Deep within the Peace Memorial Park on Okinawa sits a small rest stop and souvenir shop. Similar shops are sprinkled throughout the park, places where a tired tourist can massage aching ankles or a forty-something college professor can buy a Blue Sky ice cream cone.
I was conversing with my wife Beth, who had been teaching in Kyoto and Osaka on a Fulbright, when a tremulous, high-pitched voice called to us, in English.
“Papa-san! Mama-san!” A short, stooped elderly woman waved a book at us. Beth and I are English professors, and unbeknownst to the woman, this action was the single best way to capture our attention, like holding a plate of tuna in front of a cat’s nose. “Papa-san! Mama-san!”

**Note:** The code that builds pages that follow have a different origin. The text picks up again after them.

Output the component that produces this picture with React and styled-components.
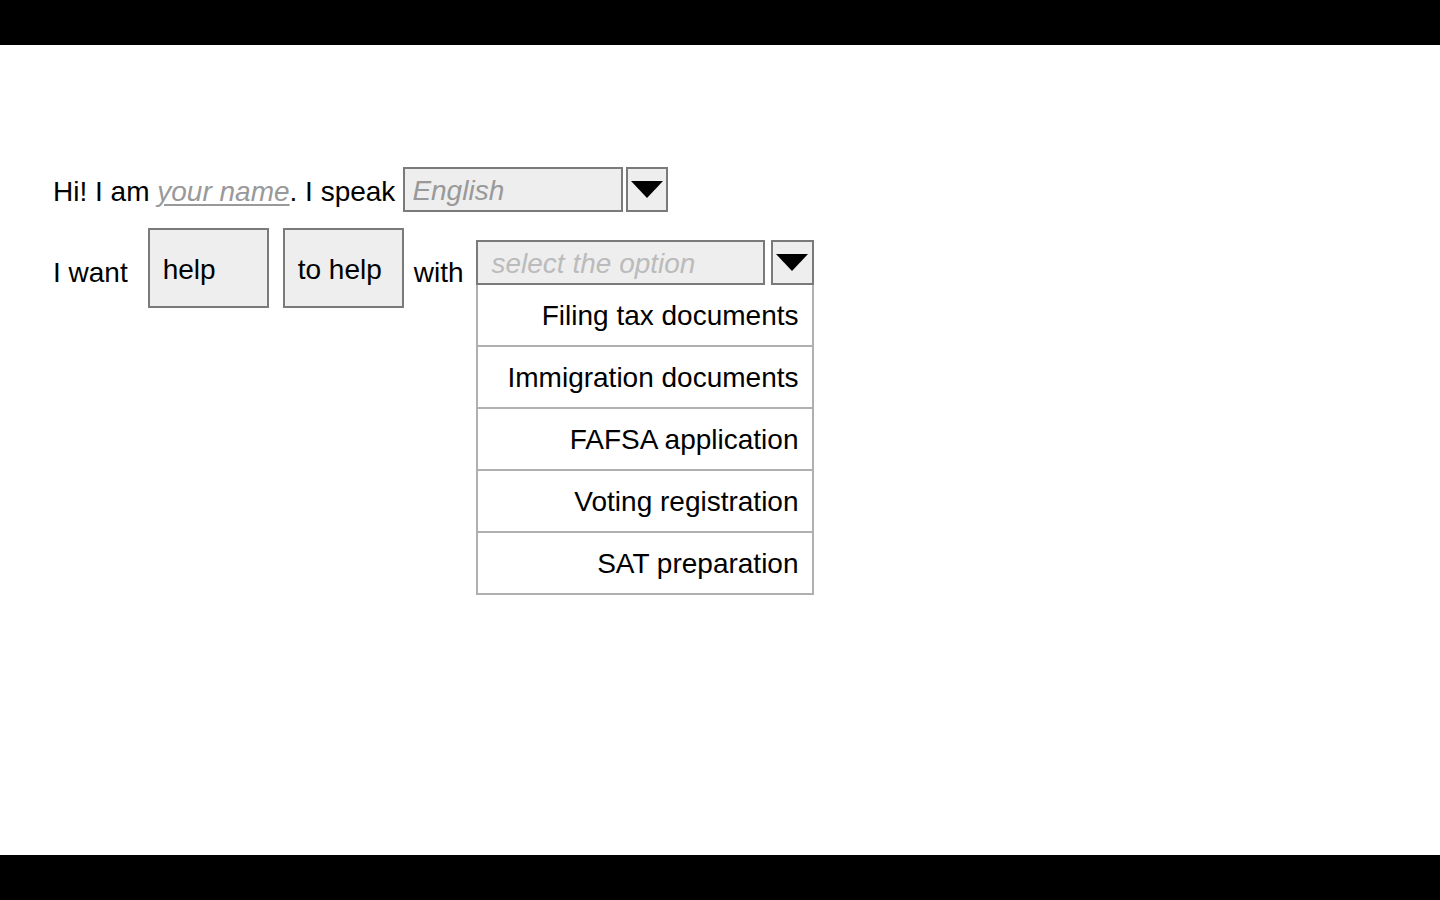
import React from "react";
import styled, { createGlobalStyle } from "styled-components";

const Global = createGlobalStyle`
  html, body { margin: 0; padding: 0; background: #000; }
  body { font-family: "Liberation Sans", Arial, Helvetica, sans-serif; }
  * { box-sizing: border-box; }
`;

const Page = styled.div`
  width: 1440px;
  height: 900px;
  display: flex;
  flex-direction: column;
  background: #000;
`;

const Bar = styled.div`
  height: 45px;
  flex: none;
  background: #000;
`;

const Stage = styled.main`
  flex: 1;
  background: #fff;
  padding: 122px 0 0 53px;
  display: flex;
  flex-direction: column;
  gap: 16px;
  font-size: 28px;
  line-height: 32px;
  color: #000;
`;

const Row = styled.div`
  display: flex;
  align-items: ${(p) => p.$align || "center"};
`;

const Text = styled.span`
  white-space: pre;
  flex: none;
  margin-top: ${(p) => p.$top || 0}px;
  margin-right: ${(p) => p.$gap || 0}px;
`;

const NameField = styled.span`
  font-style: italic;
  color: #999;
  text-decoration: underline;
  text-decoration-thickness: 2px;
  text-underline-offset: 3px;
`;

const Field = styled.div`
  flex: none;
  width: ${(p) => p.$w}px;
  height: 45px;
  border: 2px solid #7a7a7a;
  background: #eee;
  display: flex;
  align-items: center;
  padding-left: ${(p) => p.$pad}px;
  padding-top: 3px;
  font-style: italic;
  color: ${(p) => p.$color};
`;

const ArrowBox = styled.div`
  flex: none;
  width: ${(p) => p.$w}px;
  height: 45px;
  border: 2px solid #7a7a7a;
  background: #eee;
  margin-left: ${(p) => p.$gap}px;
  display: flex;
  align-items: center;
  justify-content: center;
`;

const Choice = styled.div`
  flex: none;
  width: 121px;
  height: 80px;
  border: 2px solid #7a7a7a;
  background: #eee;
  padding: 24px 0 0 13px;
  margin-right: ${(p) => p.$gap}px;
`;

const SelectWrap = styled.div`
  position: relative;
  flex: none;
  margin-top: 12px;
  width: 338px;
`;

const SelectRow = styled.div`
  display: flex;
`;

const Menu = styled.ul`
  position: absolute;
  top: 45px;
  left: 0;
  width: 338px;
  margin: 0;
  padding: 0;
  list-style: none;
  border-left: 2px solid #b0b0b0;
  border-right: 2px solid #b0b0b0;
  background: #fff;
`;

const MenuItem = styled.li`
  height: 62px;
  border-bottom: 2px solid #b0b0b0;
  display: flex;
  align-items: center;
  justify-content: flex-end;
  padding-right: 13px;
  padding-top: 2px;
`;

const Caret = () => (
  <svg width="32" height="17" viewBox="0 0 32 17">
    <polygon points="0,0 32,0 16,17" fill="#000" />
  </svg>
);

const options = [
  "Filing tax documents",
  "Immigration documents",
  "FAFSA application",
  "Voting registration",
  "SAT preparation",
];

export default function App() {
  return (
    <>
      <Global />
      <Page>
        <Bar />
        <Stage>
          <Row>
            <Text $top={4} $gap={8}>
              Hi! I am <NameField>your name</NameField>. I speak
            </Text>
            <Field $w={220} $pad={7} $color="#999">English</Field>
            <ArrowBox $w={42} $gap={3}>
              <Caret />
            </ArrowBox>
          </Row>
          <Row $align="flex-start">
            <Text $top={29} $gap={20}>I want</Text>
            <Choice $gap={14}>help</Choice>
            <Choice $gap={10}>to help</Choice>
            <Text $top={29} $gap={12}>with</Text>
            <SelectWrap>
              <SelectRow>
                <Field $w={289} $pad={14} $color="#bbb">select the option</Field>
                <ArrowBox $w={43} $gap={6}>
                  <Caret />
                </ArrowBox>
              </SelectRow>
              <Menu>
                {options.map((o) => (
                  <MenuItem key={o}>{o}</MenuItem>
                ))}
              </Menu>
            </SelectWrap>
          </Row>
        </Stage>
        <Bar />
      </Page>
    </>
  );
}
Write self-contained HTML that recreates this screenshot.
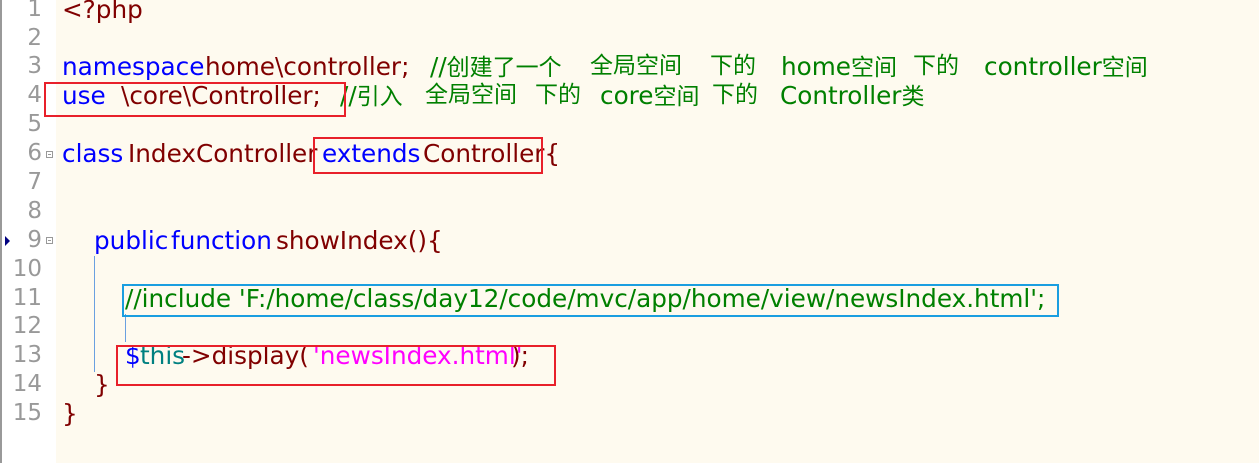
<!DOCTYPE html>
<html><head><meta charset="utf-8"><style>
body{margin:0;width:1259px;height:463px;overflow:hidden;background:#fff;position:relative;font-family:"DejaVu Sans","Noto Sans CJK SC",sans-serif;font-size:24.7px}
#code{position:absolute;left:56px;top:0;width:1203px;height:463px;background:#fefaef}
#bd{position:absolute;left:0;top:0;width:2px;height:463px;background:#999}
.s{position:absolute;white-space:pre;line-height:29px;height:29px;margin-top:-2px}
.c{font-size:23px}
.n{color:#999;text-align:right;width:42px;left:0;font-size:23px}
.b{color:#0000ff}.r{color:#800000}.g{color:#008000}.t{color:#008080}.m{color:#ff00ff}
.box{position:absolute;border:2px solid #e8202a;box-sizing:border-box}
.fold{position:absolute;left:46px;width:7px;height:7px;border:1px solid #999;box-sizing:border-box}
.fold:after{content:"";position:absolute;left:1px;top:2px;width:3px;height:1px;background:#999}
.vl{position:absolute;width:1px;background:#6aa0e0}
</style></head><body>
<div id="bd"></div><div id="code"></div>
<div class="s n" style="top:-3px">1</div>
<div class="s n" style="top:26px">2</div>
<div class="s n" style="top:54px">3</div>
<div class="s n" style="top:83px">4</div>
<div class="s n" style="top:112px">5</div>
<div class="s n" style="top:141px">6</div>
<div class="s n" style="top:170px">7</div>
<div class="s n" style="top:199px">8</div>
<div class="s n" style="top:228px">9</div>
<div class="s n" style="top:257px">10</div>
<div class="s n" style="top:286px">11</div>
<div class="s n" style="top:314px">12</div>
<div class="s n" style="top:343px">13</div>
<div class="s n" style="top:372px">14</div>
<div class="s n" style="top:401px">15</div>
<div class="fold" style="top:151px"></div>
<div class="fold" style="top:237px"></div>
<div style="position:absolute;left:5px;top:236px;width:0;height:0;border-top:5px solid transparent;border-bottom:5px solid transparent;border-left:5px solid #000080"></div>
<div class="vl" style="left:94px;top:256px;height:116px"></div>
<div class="vl" style="left:125px;top:314px;height:28px"></div>

<div class="s r" style="left:62px;top:-3px">&lt;?php</div>
<div class="s b" style="left:62px;top:54px">namespace</div>
<div class="s r" style="left:205px;top:54px">home\controller;</div>
<div class="s g" style="left:430px;top:54px">//<span class="c">创建了一个</span></div>
<div class="s g c" style="left:590px;top:54px">全局空间</div>
<div class="s g c" style="left:710px;top:54px">下的</div>
<div class="s g" style="left:781px;top:54px">home<span class="c">空间</span></div>
<div class="s g c" style="left:913px;top:54px">下的</div>
<div class="s g" style="left:984px;top:54px">controller<span class="c">空间</span></div>

<div class="s b" style="left:62px;top:83px">use</div>
<div class="s r" style="left:121px;top:83px">\core\Controller;</div>
<div class="s g" style="left:340px;top:83px">//<span class="c">引入</span></div>
<div class="s g c" style="left:425px;top:83px">全局空间</div>
<div class="s g c" style="left:535px;top:83px">下的</div>
<div class="s g" style="left:600px;top:83px">core<span class="c">空间</span></div>
<div class="s g c" style="left:712px;top:83px">下的</div>
<div class="s g" style="left:780px;top:83px">Controller<span class="c">类</span></div>

<div class="s b" style="left:62px;top:141px">class</div>
<div class="s r" style="left:128px;top:141px">IndexController</div>
<div class="s b" style="left:322px;top:141px">extends</div>
<div class="s r" style="left:423px;top:141px">Controller{</div>

<div class="s b" style="left:94px;top:228px">public</div>
<div class="s b" style="left:171px;top:228px">function</div>
<div class="s r" style="left:276px;top:228px">showIndex(){</div>

<div class="s g" style="left:125px;top:286px">//include 'F:/home/class/day12/code/mvc/app/home/view/newsIndex.html';</div>

<div class="s b" style="left:125px;top:343px">$</div>
<div class="s t" style="left:140px;top:343px">this</div>
<div class="s r" style="left:182px;top:343px">-&gt;display(</div>
<div class="s m" style="left:313px;top:343px">'newsIndex.html'</div>
<div class="s r" style="left:511px;top:343px">);</div>
<div class="s r" style="left:94px;top:372px">}</div>
<div class="s r" style="left:62px;top:401px">}</div>

<div class="box" style="left:44px;top:82px;width:302px;height:35px"></div>
<div class="box" style="left:313px;top:137px;width:230px;height:37px"></div>
<div class="box" style="left:122px;top:284px;width:937px;height:33px;border-color:#1a9ee0"></div>
<div class="box" style="left:116px;top:345px;width:440px;height:41px"></div>
</body></html>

Beth and I glanced at each other, and I nodded, saying, “Sure, let’s check it out.” I buy books wherever we go, and our running joke is that I’m a bloodhound who can find the trail to those hidden good bookstores anywhere in the world.

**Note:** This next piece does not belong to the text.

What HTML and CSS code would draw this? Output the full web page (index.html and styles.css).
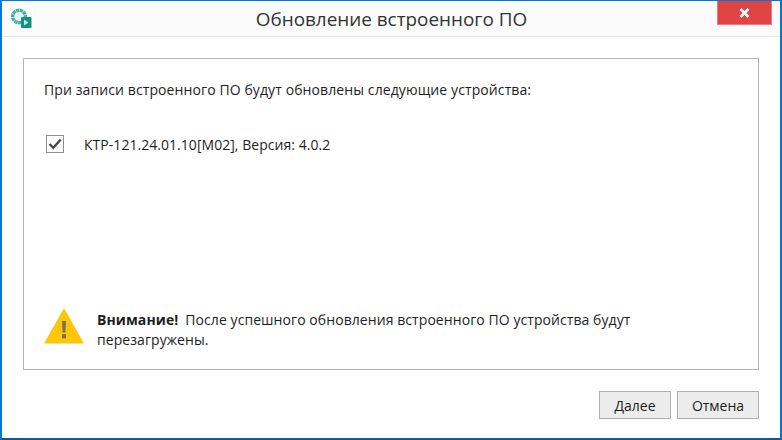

The woman stood significantly lower than Beth, who is two inches over five feet, so I towered over her as we drew closer. At six foot and two hundred pounds, I am average sized in the United States; in Japan, on buses, in crowds, in small groups, I often am the tallest and largest person. Farther into the narrow shop was another elderly woman, older, frailer. Possibly the senior partner, because she did not say anything but sat at the cash register.
The first woman was selling, we understood, this good book about the battle at a good price. Its title—This Was The BATTLE of OKINAWA—was printed in big, bold red letters at the top of the cover. Written by Masahide Ota, it was a thin book, just under one hundred pages, and oversized—heavy on pictures and light on text.

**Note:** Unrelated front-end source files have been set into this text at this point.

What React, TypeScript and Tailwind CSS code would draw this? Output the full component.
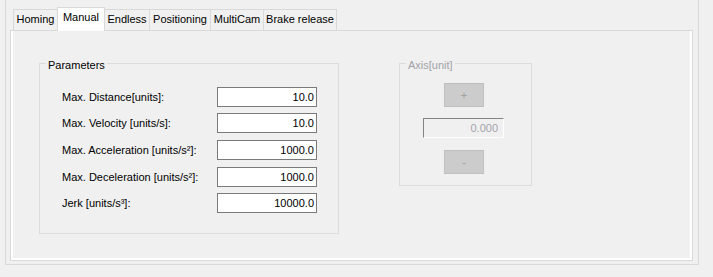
import React from "react";

const tabs = [
  { label: "Homing", w: "w-[45px]" },
  { label: "Manual", w: "w-[48px]", selected: true },
  { label: "Endless", w: "w-[46px]" },
  { label: "Positioning", w: "w-[62px]" },
  { label: "MultiCam", w: "w-[54px]" },
  { label: "Brake release", w: "w-[74px]" },
];

const rows = [
  { label: "Max. Distance[units]:", value: "10.0", mt: "mt-0" },
  { label: "Max. Velocity [units/s]:", value: "10.0", mt: "mt-[6px]" },
  { label: "Max. Acceleration [units/s²]:", value: "1000.0", mt: "mt-[7px]" },
  { label: "Max. Deceleration [units/s²]:", value: "1000.0", mt: "mt-[7px]" },
  { label: "Jerk [units/s³]:", value: "10000.0", mt: "mt-[6px]" },
];

export default function App() {
  return (
    <div className="w-[713px] h-[277px] overflow-hidden bg-[#f0f0f0] font-['Liberation_Sans',Arial,sans-serif] text-[11px] leading-[13px] text-black">
      <div className="ml-[5px] w-[694px] h-[265px] border-x border-b border-[#d9d9d9] pl-[4px] pt-[7px]">
        {/* Tab strip */}
        <div className="flex items-end h-[23px] pl-[3px]">
          {tabs.map((t, i) =>
            t.selected ? (
              <div
                key={t.label}
                className={`relative z-10 -mb-px h-[24px] ${t.w} ${i > 0 ? "-ml-px" : ""} border-x border-t border-[#d9d9d9] bg-white flex justify-center pt-[3px] whitespace-nowrap`}
              >
                {t.label}
              </div>
            ) : (
              <div
                key={t.label}
                className={`h-[21px] ${t.w} ${i > 0 ? "-ml-px" : ""} border-x border-t border-[#d9d9d9] bg-[#f0f0f0] flex justify-center pt-[3px] whitespace-nowrap`}
              >
                {t.label}
              </div>
            )
          )}
        </div>
        {/* Tab page */}
        <div className="w-[683px] h-[231px] border border-[#d9d9d9]">
          <div className="h-full border-x-2 border-b-2 border-white flex items-start">
            {/* Parameters group */}
            <div className="relative ml-[26px] mt-[32px] w-[300px] h-[171px] border border-[#dcdcdc] pl-[22px] pt-[23px]">
              <span className="absolute -top-[5px] left-[6px] px-[2px] bg-[#f0f0f0]">Parameters</span>
              {rows.map((r) => (
                <div key={r.label} className={`flex items-center ${r.mt}`}>
                  <div className="w-[155px] whitespace-nowrap">{r.label}</div>
                  <div className="w-[100px] h-[20px] border border-[#7a7a7a] bg-white flex items-center justify-end pr-[2px]">
                    {r.value}
                  </div>
                </div>
              ))}
            </div>
            {/* Axis group (disabled) */}
            <div className="relative ml-[60px] mt-[32px] w-[133px] h-[123px] border border-[#dcdcdc] flex flex-col pt-[19px]">
              <span className="absolute -top-[5px] left-[6px] px-[2px] bg-[#f0f0f0] text-[#a2a2a8]">Axis[unit]</span>
              <div className="ml-[44px] w-[40px] h-[24px] bg-[#cccccc] border border-[#bfbfbf] flex items-center justify-center text-[#a0a0a0]">
                +
              </div>
              <div className="ml-[23px] mt-[11px] w-[81px] h-[20px] border-t border-l border-[#838383] border-r border-b border-r-white border-b-white bg-[#f0f0f0] flex items-center justify-end pr-[5px] text-[#a3a3ad]">
                0.000
              </div>
              <div className="ml-[44px] mt-[12px] w-[40px] h-[24px] bg-[#cccccc] border border-[#bfbfbf] flex items-center justify-center text-[#a0a0a0]">
                -
              </div>
            </div>
          </div>
        </div>
      </div>
    </div>
  );
}
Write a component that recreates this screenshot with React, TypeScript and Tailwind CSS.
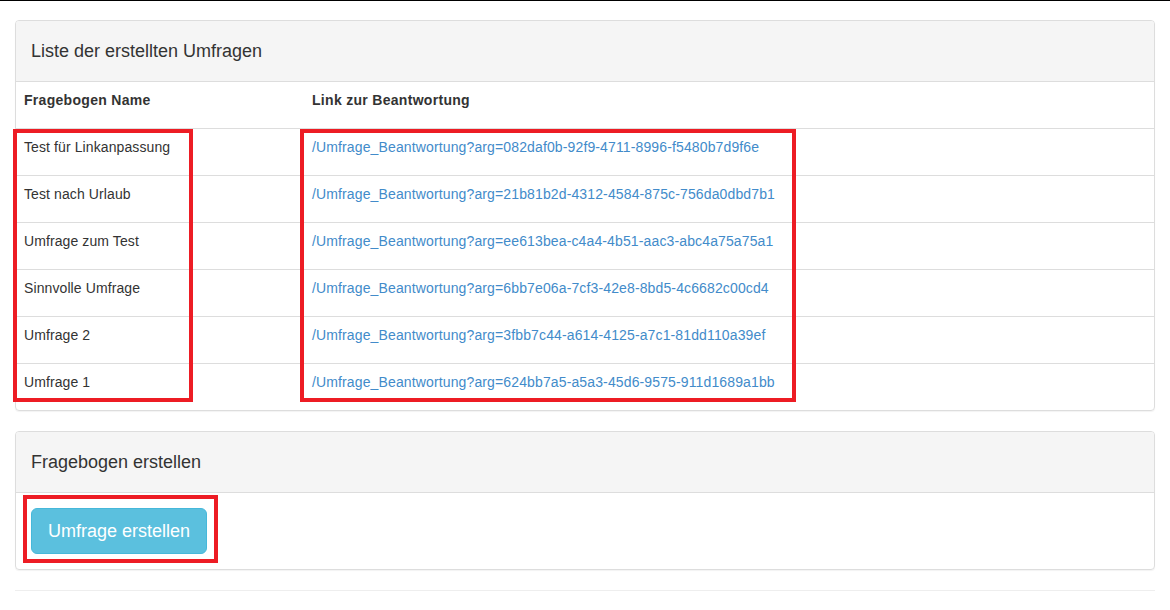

In other words, it was not the kind of book I generally buy; my tastes run toward 600-page magnum opuses like George Feifer’s Tennozan: The Battle of Okinawa and the Atomic Bomb. But the price was good by Japanese standards—1,500 yen—and the cover picture and the author’s name captured my attention.
The picture showed two soldiers examining a battlefield through binoculars while crouching by a carved stone statue of a Shisar, a lion-sized dog guardian. A handful of other soldiers crouched near the observers, looking in the same direction or talking to each other. A caption in the book identifies them as soldiers in the U.S. Seventh Infantry Division, “observ[ing] enemy action near Mabuni, the last battlefield on Okinawa.” The photograph melds traditional Okinawan culture with the gritty reality of a ferocious battle.
The author was Okinawan, which mattered because I had already read many U.S. accounts of the battle and was searching for accounts written by participants and historians from other countries. All narratives are shaped by the author’s cultural context, individual affiliations and loyalties, and political beliefs, and truth or true understanding, those elusive holy grails for intellectuals, surely must reside somewhere on the gray ground between multiple perspectives.
That afternoon, while walking away from the woman’s small shop, Beth and I pondered why she chose that particular form of address—Papa-san, Mama-san—and why she acted so much like a typical hard-selling American salesperson. For the second, a certain economic desperation, not just because of the global recession but also connected to the plight of the poorer elderly in Japan, suggested itself. Perhaps also the reputed cultural openness of Okinawans, compared to the mainland Japanese, or the proximity of so many Americans at the naval and airbases.
For the first, perhaps we are simply showing our age. Or perhaps we so obviously were Americans and, for once, were not hated.
Both women were old enough to have survived the battle, and when the Japanese, and particularly Okinawans look old, frequently they are very old. If the woman I talked to was eighty years old, then she was fifteen years old when the American soldiers and marines landed on the island, and the “typhoon of steel” began.
Hundreds of thousands of Okinawan civilians were trapped on this island where two armies engaged in a three-month battle of annihilation. Many survived by hiding in the mountainside tombs of their ancestors; most apparently experienced extremes of abject terror and giddy relief.
These Okinawans, the ones able to leave their flea-infested, overcrowded tombs and enter the confinement of internment camps, were the lucky ones. Estimates vary, but as much as a third of the population still on the island, somewhere around 142,000 people, including military conscripts, died during the fighting.
Add to that figure the Japanese, United States, and British combatant casualties, somewhere above 90,000 men, and the probable number of deaths creeps uncomfortably close to a quarter of a million, or about 2,800 people dying every day for three months.
Imagine that nearly the entire population of Springfield, Illinois, died in two months, and then nearly the entire population of Peoria, Illinois or Green Bay, Wisconsin or Erie, Pennsylvania, died in the following month. That was the price in human lives of the battle on Okinawa.
The price of our long occupation of the island is one that its people are still paying.